* [PROBLEM DESCRIPTION]: Check each line of the entries below for the string "screenshot"; copy every line where it appears.

* [DATA ENTRIES]:
#####

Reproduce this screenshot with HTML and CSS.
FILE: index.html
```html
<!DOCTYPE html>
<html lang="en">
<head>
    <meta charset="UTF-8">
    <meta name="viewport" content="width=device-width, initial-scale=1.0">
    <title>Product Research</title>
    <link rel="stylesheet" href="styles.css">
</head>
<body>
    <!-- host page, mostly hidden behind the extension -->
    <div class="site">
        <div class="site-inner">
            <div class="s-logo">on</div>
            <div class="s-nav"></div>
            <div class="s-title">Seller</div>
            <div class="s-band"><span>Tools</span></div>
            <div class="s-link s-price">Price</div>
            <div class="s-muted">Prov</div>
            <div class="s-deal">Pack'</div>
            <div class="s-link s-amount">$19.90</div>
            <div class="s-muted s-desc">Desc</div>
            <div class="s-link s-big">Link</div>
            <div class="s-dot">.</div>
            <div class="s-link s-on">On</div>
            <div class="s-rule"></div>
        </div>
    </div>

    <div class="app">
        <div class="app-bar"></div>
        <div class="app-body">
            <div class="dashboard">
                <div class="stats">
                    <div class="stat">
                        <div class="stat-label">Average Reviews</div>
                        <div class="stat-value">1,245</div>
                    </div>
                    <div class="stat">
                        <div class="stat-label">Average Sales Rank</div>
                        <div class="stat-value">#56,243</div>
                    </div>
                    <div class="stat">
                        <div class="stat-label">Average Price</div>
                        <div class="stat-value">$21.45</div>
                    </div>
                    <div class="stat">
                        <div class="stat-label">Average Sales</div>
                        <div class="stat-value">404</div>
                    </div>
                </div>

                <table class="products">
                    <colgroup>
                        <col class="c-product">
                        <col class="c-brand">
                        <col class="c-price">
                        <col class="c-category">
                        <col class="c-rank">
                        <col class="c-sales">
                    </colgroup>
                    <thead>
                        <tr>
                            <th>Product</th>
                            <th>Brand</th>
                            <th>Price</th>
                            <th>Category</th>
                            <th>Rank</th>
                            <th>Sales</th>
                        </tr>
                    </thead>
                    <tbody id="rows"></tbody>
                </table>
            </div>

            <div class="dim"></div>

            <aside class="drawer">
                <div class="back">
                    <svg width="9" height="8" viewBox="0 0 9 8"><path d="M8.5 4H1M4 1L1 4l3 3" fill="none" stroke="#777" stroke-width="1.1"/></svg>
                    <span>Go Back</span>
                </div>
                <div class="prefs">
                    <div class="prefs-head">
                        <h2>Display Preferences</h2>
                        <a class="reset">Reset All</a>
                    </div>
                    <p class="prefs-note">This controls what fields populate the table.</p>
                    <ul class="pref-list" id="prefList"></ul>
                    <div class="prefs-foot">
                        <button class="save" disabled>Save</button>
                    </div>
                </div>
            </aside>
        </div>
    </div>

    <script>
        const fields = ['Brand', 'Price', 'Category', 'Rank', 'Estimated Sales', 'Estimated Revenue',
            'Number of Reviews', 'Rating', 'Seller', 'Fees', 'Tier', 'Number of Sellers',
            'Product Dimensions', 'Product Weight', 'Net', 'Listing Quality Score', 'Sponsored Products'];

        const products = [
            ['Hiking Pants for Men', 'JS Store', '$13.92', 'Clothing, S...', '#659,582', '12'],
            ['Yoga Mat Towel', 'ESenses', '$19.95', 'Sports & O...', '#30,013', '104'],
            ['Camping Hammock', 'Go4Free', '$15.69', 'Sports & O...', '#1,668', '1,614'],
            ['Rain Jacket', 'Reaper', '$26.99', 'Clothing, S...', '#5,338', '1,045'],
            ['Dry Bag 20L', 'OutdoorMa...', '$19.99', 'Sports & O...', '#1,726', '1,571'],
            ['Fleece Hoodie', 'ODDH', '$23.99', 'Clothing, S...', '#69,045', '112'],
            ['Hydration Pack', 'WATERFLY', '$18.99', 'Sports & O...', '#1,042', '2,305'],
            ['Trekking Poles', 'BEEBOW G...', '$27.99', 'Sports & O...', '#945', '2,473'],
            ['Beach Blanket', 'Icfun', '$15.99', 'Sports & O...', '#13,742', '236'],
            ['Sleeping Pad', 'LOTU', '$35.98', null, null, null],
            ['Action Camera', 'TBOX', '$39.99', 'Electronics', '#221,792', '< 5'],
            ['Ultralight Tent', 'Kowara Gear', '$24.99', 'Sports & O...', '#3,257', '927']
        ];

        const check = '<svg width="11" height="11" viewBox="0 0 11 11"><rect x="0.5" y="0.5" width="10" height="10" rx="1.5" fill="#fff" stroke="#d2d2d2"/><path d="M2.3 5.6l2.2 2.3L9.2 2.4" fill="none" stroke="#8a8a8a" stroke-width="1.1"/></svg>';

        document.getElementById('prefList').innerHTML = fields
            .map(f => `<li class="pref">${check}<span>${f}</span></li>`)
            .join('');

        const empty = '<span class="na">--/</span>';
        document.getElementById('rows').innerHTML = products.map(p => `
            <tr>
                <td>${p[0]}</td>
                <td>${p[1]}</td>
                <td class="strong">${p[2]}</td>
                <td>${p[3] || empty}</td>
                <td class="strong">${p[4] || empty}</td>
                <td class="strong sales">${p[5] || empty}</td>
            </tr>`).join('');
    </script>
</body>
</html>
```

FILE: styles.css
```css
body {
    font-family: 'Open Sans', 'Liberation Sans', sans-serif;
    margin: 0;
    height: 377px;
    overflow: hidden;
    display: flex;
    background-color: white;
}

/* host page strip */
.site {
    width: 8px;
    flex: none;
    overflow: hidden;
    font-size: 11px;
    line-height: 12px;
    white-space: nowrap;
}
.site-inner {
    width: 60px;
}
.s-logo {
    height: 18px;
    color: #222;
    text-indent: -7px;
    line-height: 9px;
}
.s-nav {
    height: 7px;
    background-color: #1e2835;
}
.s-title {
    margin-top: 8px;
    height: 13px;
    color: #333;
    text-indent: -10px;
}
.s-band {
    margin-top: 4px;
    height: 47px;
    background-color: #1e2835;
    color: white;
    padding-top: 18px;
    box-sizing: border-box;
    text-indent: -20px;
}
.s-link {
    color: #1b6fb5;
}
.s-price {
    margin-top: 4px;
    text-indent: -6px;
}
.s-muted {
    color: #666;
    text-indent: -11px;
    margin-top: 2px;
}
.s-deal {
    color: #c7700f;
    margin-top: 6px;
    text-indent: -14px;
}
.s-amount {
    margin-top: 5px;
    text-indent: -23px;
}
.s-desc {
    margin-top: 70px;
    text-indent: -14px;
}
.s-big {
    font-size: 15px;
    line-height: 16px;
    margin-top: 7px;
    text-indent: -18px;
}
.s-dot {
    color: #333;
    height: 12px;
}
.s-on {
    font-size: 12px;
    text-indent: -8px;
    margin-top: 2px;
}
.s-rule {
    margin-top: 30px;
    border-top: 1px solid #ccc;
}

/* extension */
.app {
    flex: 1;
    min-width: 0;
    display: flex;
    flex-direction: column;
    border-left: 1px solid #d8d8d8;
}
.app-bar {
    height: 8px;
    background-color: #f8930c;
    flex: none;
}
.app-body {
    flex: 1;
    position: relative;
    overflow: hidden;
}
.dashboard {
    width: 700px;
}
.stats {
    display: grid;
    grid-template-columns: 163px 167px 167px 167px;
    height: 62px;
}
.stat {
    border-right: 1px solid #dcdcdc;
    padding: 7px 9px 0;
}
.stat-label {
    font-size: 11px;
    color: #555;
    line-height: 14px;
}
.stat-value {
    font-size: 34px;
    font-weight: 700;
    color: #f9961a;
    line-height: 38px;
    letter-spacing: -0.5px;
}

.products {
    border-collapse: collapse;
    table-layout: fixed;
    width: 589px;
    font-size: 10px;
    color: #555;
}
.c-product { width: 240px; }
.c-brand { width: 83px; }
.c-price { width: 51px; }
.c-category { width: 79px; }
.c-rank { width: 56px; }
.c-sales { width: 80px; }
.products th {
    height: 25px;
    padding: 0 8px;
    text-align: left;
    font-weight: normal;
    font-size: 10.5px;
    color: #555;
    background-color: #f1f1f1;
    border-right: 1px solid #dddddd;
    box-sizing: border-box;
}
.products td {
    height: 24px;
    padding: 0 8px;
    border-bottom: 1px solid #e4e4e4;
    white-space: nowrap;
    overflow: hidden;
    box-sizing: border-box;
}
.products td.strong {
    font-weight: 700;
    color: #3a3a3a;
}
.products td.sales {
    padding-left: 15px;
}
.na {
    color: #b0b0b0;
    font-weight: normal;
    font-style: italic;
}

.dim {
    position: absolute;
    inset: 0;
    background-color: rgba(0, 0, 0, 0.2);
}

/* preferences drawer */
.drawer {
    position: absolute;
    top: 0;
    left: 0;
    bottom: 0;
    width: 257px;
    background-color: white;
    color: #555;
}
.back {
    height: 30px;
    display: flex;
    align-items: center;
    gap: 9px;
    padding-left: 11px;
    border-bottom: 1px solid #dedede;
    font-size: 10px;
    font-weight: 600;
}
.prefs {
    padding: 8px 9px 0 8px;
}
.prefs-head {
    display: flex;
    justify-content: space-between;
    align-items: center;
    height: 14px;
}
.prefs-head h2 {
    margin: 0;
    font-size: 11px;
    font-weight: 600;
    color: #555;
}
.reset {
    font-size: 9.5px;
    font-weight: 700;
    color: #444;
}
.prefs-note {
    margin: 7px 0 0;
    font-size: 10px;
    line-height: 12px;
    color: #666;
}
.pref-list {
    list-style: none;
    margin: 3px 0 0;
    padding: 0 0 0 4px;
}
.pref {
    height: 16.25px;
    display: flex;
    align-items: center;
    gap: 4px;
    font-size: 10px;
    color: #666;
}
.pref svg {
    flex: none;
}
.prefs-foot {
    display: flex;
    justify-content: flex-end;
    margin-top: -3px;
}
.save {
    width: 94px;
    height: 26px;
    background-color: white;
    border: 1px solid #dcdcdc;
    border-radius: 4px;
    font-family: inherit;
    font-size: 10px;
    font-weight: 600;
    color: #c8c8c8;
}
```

#####

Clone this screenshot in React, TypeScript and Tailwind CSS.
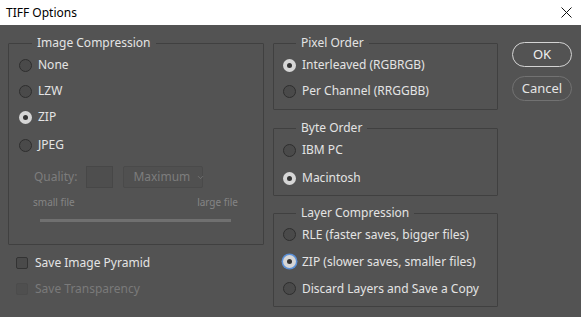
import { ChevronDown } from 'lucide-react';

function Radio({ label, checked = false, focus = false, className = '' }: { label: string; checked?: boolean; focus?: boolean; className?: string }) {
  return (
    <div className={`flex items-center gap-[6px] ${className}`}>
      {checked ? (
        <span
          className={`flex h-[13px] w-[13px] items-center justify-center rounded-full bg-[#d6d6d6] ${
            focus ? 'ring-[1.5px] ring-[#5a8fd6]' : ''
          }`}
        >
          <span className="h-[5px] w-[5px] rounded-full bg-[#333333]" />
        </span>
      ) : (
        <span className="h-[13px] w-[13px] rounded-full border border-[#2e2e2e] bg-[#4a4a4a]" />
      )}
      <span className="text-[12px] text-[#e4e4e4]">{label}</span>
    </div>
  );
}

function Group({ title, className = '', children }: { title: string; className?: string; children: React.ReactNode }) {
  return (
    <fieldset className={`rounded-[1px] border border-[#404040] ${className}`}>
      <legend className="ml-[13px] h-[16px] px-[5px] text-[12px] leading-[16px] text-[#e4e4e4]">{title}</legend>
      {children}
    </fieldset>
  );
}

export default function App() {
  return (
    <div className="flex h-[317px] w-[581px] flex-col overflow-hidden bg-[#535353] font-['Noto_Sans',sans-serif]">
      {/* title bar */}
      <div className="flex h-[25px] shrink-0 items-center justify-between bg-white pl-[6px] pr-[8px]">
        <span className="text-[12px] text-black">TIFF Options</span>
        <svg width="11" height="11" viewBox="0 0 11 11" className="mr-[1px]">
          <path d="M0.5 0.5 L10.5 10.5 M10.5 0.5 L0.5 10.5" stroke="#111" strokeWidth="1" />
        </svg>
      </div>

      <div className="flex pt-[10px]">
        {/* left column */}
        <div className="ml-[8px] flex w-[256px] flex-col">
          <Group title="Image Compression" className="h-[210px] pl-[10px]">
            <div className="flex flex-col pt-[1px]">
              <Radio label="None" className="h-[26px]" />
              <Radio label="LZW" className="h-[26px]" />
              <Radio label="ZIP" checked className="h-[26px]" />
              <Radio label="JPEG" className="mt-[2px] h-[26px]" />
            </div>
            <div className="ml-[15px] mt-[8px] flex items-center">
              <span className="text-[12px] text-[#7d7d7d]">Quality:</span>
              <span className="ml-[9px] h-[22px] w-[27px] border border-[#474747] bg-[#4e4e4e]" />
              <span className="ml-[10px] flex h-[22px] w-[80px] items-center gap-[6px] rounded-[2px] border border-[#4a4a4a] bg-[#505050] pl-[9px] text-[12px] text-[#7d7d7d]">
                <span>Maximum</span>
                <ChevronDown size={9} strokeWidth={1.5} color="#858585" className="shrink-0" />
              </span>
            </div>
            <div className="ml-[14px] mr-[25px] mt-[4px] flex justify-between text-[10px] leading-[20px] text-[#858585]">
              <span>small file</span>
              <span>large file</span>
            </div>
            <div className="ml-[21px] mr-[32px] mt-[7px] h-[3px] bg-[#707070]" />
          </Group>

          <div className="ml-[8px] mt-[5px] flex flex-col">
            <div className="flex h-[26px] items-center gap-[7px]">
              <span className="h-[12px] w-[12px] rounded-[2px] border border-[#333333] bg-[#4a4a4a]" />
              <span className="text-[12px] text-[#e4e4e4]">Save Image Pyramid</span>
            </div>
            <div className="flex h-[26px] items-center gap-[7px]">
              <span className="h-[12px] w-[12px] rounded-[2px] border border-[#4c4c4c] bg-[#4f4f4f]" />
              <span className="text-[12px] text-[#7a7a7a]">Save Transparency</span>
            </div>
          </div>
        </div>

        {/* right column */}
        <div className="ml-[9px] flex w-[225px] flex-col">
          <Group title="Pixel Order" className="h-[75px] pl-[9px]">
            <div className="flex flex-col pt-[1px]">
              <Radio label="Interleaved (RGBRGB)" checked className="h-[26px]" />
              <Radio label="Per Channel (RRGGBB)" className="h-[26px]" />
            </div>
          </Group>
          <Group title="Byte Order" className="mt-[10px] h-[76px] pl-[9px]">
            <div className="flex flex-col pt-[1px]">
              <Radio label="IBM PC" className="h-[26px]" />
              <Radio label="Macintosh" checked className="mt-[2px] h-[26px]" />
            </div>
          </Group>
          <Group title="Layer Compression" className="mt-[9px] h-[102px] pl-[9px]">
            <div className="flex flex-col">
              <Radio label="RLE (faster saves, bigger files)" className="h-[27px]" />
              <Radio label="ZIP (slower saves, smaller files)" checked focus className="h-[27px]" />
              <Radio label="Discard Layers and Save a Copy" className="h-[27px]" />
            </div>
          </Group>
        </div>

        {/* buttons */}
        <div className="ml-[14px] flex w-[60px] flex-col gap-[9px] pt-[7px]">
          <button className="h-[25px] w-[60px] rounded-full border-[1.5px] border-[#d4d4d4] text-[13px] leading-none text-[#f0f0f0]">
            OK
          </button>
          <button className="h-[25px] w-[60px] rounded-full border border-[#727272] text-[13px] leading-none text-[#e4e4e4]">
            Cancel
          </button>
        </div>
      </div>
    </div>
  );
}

#####

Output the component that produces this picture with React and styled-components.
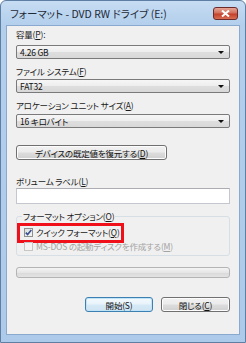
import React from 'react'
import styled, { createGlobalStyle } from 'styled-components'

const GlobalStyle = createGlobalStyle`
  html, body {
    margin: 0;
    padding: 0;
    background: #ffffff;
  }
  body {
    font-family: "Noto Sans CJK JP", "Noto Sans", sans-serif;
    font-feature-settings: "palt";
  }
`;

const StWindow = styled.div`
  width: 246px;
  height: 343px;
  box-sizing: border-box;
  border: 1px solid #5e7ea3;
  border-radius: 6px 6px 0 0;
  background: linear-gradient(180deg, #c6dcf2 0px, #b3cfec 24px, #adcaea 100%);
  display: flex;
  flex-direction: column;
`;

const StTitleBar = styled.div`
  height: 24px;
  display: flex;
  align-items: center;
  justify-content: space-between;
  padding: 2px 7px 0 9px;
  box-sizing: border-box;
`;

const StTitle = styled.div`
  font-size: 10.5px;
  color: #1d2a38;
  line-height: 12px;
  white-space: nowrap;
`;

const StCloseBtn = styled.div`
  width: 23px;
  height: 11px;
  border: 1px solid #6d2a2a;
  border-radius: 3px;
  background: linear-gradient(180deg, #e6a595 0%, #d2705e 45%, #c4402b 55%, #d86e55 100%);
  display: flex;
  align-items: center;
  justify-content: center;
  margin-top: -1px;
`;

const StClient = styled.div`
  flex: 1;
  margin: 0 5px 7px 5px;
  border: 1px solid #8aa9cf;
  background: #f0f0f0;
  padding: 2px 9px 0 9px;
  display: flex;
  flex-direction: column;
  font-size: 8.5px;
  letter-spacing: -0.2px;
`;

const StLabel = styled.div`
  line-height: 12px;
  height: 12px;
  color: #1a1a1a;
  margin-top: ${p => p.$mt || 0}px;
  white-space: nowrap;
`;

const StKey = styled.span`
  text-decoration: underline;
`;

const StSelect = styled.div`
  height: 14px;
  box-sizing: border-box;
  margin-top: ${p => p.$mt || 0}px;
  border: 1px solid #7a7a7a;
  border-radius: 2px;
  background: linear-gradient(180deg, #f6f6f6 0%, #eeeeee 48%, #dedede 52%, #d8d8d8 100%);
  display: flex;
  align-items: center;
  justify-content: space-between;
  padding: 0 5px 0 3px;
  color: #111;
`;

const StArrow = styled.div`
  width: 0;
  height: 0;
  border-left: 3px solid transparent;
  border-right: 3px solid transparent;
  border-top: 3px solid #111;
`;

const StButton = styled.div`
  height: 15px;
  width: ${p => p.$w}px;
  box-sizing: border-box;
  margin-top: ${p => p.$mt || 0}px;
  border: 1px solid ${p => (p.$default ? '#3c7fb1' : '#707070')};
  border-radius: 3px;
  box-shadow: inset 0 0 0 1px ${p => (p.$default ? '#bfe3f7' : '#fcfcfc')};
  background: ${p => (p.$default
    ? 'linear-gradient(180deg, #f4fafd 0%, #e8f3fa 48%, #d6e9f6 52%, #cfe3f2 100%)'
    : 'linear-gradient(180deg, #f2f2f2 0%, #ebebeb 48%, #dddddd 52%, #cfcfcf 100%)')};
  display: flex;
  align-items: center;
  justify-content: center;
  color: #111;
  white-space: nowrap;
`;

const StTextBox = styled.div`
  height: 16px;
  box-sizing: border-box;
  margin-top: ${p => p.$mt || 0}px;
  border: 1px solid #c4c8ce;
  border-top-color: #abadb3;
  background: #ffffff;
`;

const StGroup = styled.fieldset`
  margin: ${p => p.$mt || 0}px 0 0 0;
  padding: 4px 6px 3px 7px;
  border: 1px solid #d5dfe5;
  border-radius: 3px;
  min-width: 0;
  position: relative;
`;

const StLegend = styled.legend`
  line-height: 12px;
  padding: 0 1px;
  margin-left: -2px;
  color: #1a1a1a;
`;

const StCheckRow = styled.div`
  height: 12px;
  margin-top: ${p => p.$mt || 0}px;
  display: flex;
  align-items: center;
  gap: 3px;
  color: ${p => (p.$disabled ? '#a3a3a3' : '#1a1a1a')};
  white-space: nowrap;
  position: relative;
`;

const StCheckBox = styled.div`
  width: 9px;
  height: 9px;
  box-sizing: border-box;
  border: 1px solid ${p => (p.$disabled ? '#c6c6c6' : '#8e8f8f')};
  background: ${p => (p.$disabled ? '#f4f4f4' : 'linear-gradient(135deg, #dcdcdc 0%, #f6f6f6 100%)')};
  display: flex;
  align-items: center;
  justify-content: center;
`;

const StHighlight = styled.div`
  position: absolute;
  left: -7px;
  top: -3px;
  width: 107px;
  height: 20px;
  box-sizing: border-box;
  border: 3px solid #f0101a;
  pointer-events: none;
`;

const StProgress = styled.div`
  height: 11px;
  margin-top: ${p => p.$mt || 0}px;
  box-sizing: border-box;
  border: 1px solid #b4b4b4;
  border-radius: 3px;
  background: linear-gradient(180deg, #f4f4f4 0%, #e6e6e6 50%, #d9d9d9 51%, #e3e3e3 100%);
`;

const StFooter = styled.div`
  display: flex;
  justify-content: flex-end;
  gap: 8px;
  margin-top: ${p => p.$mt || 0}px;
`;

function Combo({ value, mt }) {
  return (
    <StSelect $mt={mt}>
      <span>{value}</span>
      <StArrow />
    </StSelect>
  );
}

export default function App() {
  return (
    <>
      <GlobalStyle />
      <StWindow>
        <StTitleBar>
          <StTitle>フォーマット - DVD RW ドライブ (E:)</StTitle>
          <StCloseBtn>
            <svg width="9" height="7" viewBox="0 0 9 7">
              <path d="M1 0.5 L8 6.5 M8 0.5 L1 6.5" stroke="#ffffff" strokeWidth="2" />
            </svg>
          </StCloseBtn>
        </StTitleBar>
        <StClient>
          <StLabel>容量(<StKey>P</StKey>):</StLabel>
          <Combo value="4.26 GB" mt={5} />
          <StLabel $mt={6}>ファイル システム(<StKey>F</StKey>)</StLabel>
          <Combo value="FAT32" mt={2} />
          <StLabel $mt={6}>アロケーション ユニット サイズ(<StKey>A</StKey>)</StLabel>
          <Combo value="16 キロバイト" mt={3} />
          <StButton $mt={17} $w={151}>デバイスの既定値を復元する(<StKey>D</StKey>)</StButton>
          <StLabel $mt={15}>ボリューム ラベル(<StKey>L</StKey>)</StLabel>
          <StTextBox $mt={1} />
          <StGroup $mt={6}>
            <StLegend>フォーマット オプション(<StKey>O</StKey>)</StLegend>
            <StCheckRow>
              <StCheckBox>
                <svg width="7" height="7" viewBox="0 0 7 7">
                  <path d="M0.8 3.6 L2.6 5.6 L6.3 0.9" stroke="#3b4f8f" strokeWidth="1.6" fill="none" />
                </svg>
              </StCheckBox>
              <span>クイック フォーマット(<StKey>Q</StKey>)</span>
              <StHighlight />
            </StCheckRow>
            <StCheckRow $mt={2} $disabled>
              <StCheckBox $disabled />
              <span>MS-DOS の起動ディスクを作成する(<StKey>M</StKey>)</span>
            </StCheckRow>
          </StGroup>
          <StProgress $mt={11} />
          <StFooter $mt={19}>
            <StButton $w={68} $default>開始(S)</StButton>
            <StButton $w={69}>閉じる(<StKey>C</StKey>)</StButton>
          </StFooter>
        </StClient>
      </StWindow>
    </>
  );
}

#####

* [THE COMPLETED TASK]:
Reproduce this screenshot with HTML and CSS.
Clone this screenshot in React, TypeScript and Tailwind CSS.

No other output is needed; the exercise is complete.